A new report – Where did our money go? – published this week uses Bank of England data to investigate what happened to the bail-out money two years on from the credit crunch. The report finds that:

* There is a shocking lack of information in the public domain about where the money has gone, how it has been used and what has been the “quid pro quo” for the support.

* Interest rates are higher than before the crisis for firms and households, including on mortgages, despite the Bank of England cutting interest rates to historic lows.

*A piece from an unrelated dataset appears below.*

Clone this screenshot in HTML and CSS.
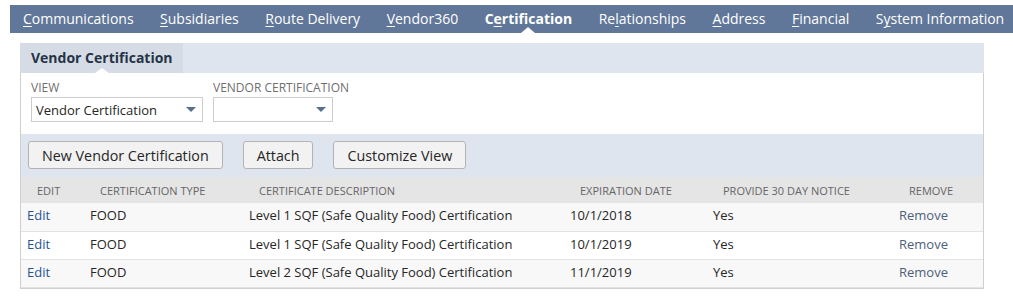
FILE: index.html
```html
<!DOCTYPE html>
<html>
<head>
<meta charset="utf-8">
<link rel="stylesheet" href="styles.css">
</head>
<body>
<nav class="tabs">
  <span class="tab"><u>C</u>ommunications</span>
  <span class="tab"><u>S</u>ubsidiaries</span>
  <span class="tab"><u>R</u>oute Delivery</span>
  <span class="tab"><u>V</u>endor360</span>
  <span class="tab active">C<u>e</u>rtification</span>
  <span class="tab">Re<u>l</u>ationships</span>
  <span class="tab"><u>A</u>ddress</span>
  <span class="tab"><u>F</u>inancial</span>
  <span class="tab">S<u>y</u>stem Information</span>
</nav>
<section class="panel">
  <header class="panel-head">
    <div class="panel-tab">Vendor Certification</div>
  </header>
  <div class="panel-body">
    <div class="filters">
      <div class="field">
        <div class="label">View</div>
        <div class="select wide"><span>Vendor Certification</span><i class="caret"></i></div>
      </div>
      <div class="field">
        <div class="label">Vendor Certification</div>
        <div class="select narrow"><span></span><i class="caret"></i></div>
      </div>
    </div>
    <div class="buttons">
      <button class="btn">New Vendor Certification</button>
      <button class="btn">Attach</button>
      <button class="btn">Customize View</button>
    </div>
    <table class="list">
      <colgroup>
        <col class="c1"><col class="c2"><col class="c3"><col class="c4"><col class="c5"><col class="c6">
      </colgroup>
      <thead>
        <tr><th>Edit</th><th>Certification Type</th><th>Certificate Description</th><th>Expiration Date</th><th>Provide 30 Day Notice</th><th>Remove</th></tr>
      </thead>
      <tbody>
        <tr><td><a class="edit">Edit</a></td><td>FOOD</td><td>Level 1 SQF (Safe Quality Food) Certification</td><td>10/1/2018</td><td>Yes</td><td><a class="remove">Remove</a></td></tr>
        <tr><td><a class="edit">Edit</a></td><td>FOOD</td><td>Level 1 SQF (Safe Quality Food) Certification</td><td>10/1/2019</td><td>Yes</td><td><a class="remove">Remove</a></td></tr>
        <tr><td><a class="edit">Edit</a></td><td>FOOD</td><td>Level 2 SQF (Safe Quality Food) Certification</td><td>11/1/2019</td><td>Yes</td><td><a class="remove">Remove</a></td></tr>
      </tbody>
    </table>
  </div>
</section>
</body>
</html>
```
FILE: styles.css
```css
* { box-sizing: border-box; }
body {
  margin: 0;
  background: #fff;
  font-family: "Open Sans", "Noto Sans", sans-serif;
  color: #262626;
}
.tabs {
  margin: 5px 0 0 10px;
  height: 28px;
  background: #607799;
  display: flex;
  align-items: center;
}
.tab {
  position: relative;
  padding: 0 13.25px;
  font-size: 14px;
  line-height: 28px;
  color: #fff;
  white-space: nowrap;
}
.tab:first-child { padding-left: 13px; }
.tab u { text-decoration-thickness: 1px; text-underline-offset: 2px; }
.tab.active { font-weight: 700; }
.tab.active::after {
  content: "";
  position: absolute;
  left: 50%;
  bottom: 0;
  margin-left: -7px;
  border-left: 7px solid transparent;
  border-right: 7px solid transparent;
  border-bottom: 6px solid #fff;
}
.panel {
  margin: 10px 29px 0 20px;
}
.panel-head {
  height: 30px;
  background: #dfe5ee;
}
.panel-tab {
  position: relative;
  width: 163px;
  height: 30px;
  background: #d6dce5;
  padding-left: 11px;
  font-size: 14px;
  font-weight: 700;
  line-height: 30px;
  color: #253447;
}
.panel-tab::after {
  content: "";
  position: absolute;
  left: 50%;
  bottom: 0;
  margin-left: -7px;
  border-left: 7px solid transparent;
  border-right: 7px solid transparent;
  border-bottom: 5px solid #fff;
}
.panel-body {
  border-left: 1px solid #cfcfcf;
  border-right: 1px solid #cfcfcf;
  border-bottom: 1px solid #cfcfcf;
}
.filters {
  display: flex;
  gap: 10px;
  padding: 7px 10px 12px 10px;
}
.label {
  font-size: 12px;
  line-height: 16px;
  color: #6f6f6f;
  text-transform: uppercase;
  margin-bottom: 1px;
}
.select {
  height: 25px;
  border: 1px solid #cccccc;
  display: flex;
  align-items: center;
  justify-content: space-between;
  padding: 0 6px 0 4px;
  font-size: 13px;
  color: #262626;
}
.select.wide { width: 172px; }
.select.narrow { width: 120px; }
.caret {
  width: 0;
  height: 0;
  border-left: 5.5px solid transparent;
  border-right: 5.5px solid transparent;
  border-top: 5.5px solid #56718f;
}
.buttons {
  background: #dfe5ee;
  padding: 7px 7px 8px 7px;
  display: flex;
  gap: 20px;
}
.btn {
  height: 28px;
  padding: 0 13px;
  font-family: "Open Sans", "Noto Sans", sans-serif;
  font-size: 14.3px;
  color: #262626;
  background: #f2f2f2;
  border: 1px solid #b3b3b3;
  border-radius: 3px;
}
.list {
  width: 100%;
  border-collapse: collapse;
  table-layout: fixed;
  font-size: 13px;
}
.c1 { width: 63px; }
.c2 { width: 159px; }
.c3 { width: 321px; }
.c4 { width: 143px; }
.c5 { width: 186px; }
.c6 { width: auto; }
.list th {
  height: 26px;
  background: #e5e5e5;
  padding: 0 0 0 16px;
  text-align: left;
  font-weight: 400;
  font-size: 11px;
  color: #666;
  text-transform: uppercase;
  white-space: nowrap;
}
.list td {
  height: 28px;
  padding: 3px 0 0 6px;
  line-height: 18px;
  vertical-align: top;
  border-bottom: 1px solid #e3e3e3;
  white-space: nowrap;
}
.list tbody tr:nth-child(odd) td { background: #f8f8f8; }
.edit { color: #255599; }
.remove { color: #4d5f79; }
```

* Lending to households and firms has stagnated despite the bail-outs.
 
“The financial crisis resulted in a massive socialisation of losses after decades of private gain,” says Tony Greenham, head of the finance and business programme at Nef and co-author of the report. “The public have already paid for the failure of the banks twice, first by bailing them out, and then by suffering a programme of drastic cuts to public services to appease the financial markets. We need urgent reform of the banking system to ensure that bailed-out banks are not allowed to repeat their failures. The government should make sure that banks use public money in a way that is socially useful and which prepares Britain for the transition to a low carbon economy.”
 
Nef is calling for a comprehensive package of reform, including:
 
* The separation of retail banking from speculative trading, and the curbing of socially unproductive financial activities.
* Breaking up the big banks, reducing them to a size where the failure of one would not jeopardise the whole economy.
* The transformation of the bailed-out Royal Bank of Scotland into a Royal Bank of Sustainability, which must redirect its investment away from fossil fuels and towards building green infrastructure.
* The introduction of a Community Reinvestment Act which would bring much needed transparency to banks’ lending and ensure they invest in all communities from which they take deposits.
 
“The worst of the banks were once compared to ‘vampire squids’ wrapped around the face of humanity, sucking money out of the economy to reward a few reckless speculators. Now we desperately need a finance system that is fit for the purpose of serving a productive economy, and meeting urgent environmental and social challenges,” comments Andrew Simms, Nef policy director and co-author of the report.
 
“For all the talk of learning lessons, the banks have been left largely untouched. They appear no more transparent or accountable, and scant new regulation has been implemented to prevent a repeat of the crisis.”